The loss mechanics in a motor can be split into two parts, hydro-mechanical and volumetric losses. Hydro-mechanical losses refer to the losses due to both friction and hydraulic flow. The losses in the fluid flow are in turn divided into two parts, the major losses and the minor losses which are the friction losses in the fluid and the losses due to geometric changes in the channels respectively. The volumetric losses are on the other hand the losses from internal and external leakage of the hydraulic fluid, and compression flow which is the extra flow that occurs when the fluid changes density. 

In order to determine efficiency values from a radial piston hydraulic motor, a test specification was written containing the information needed to perform the test, including two different methods, the pressure and torque method, and the sensors needed to measure the different parameters. For the hydro-mechanical efficiency the uncertainty is 0.1% for the pressure method and 0.15% for the torque method. The test was performed for several different rotational speeds and different pressure points.
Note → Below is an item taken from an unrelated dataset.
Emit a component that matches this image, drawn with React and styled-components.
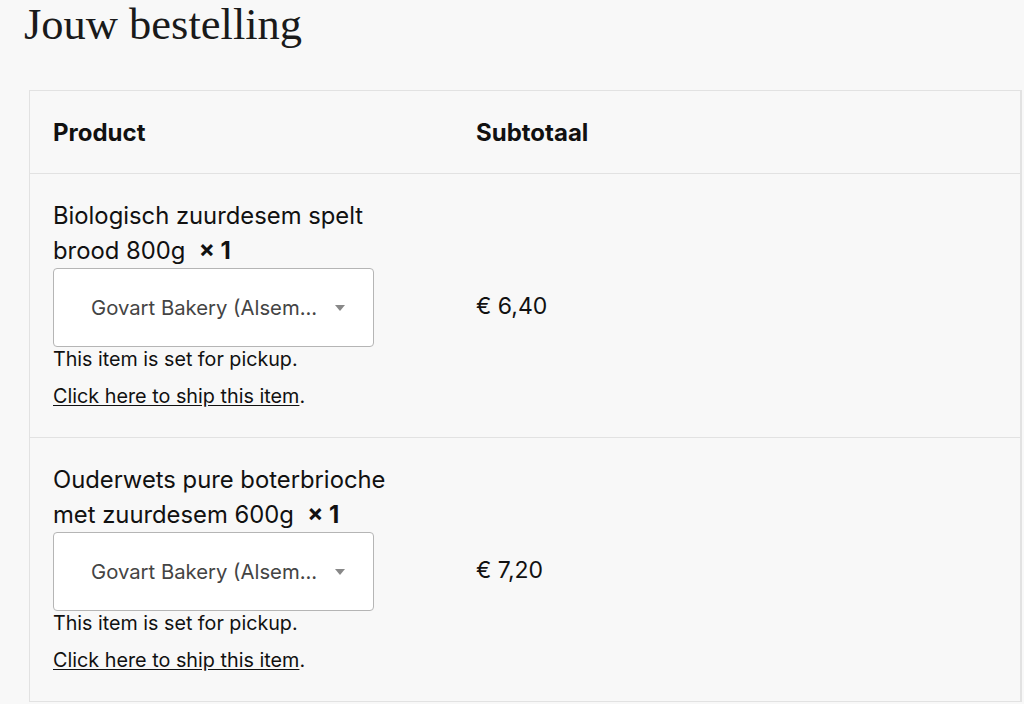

An improved model was developed from the test results by testing and optimization, and it was found that having the losses due to geometric changes in the channels, depend on Reynolds number agreed better with the test result. However, the improved simulation model does not align as well with the test result for all measured points. Hence a further investigation on the friction model and the dependence on pressure might improve the model further. However, it was found that for a specific sub test, the new model had a mean difference from the pressure method test result of 10^-3. While the mean difference for the unaltered simulation model was 10^-2, hence the new simulation model is an improvement. Therefore, the outcome of this master thesis is an improved simulation model for the newly developed radial piston hydraulic motor QMp 560-560 but also for future motors to come.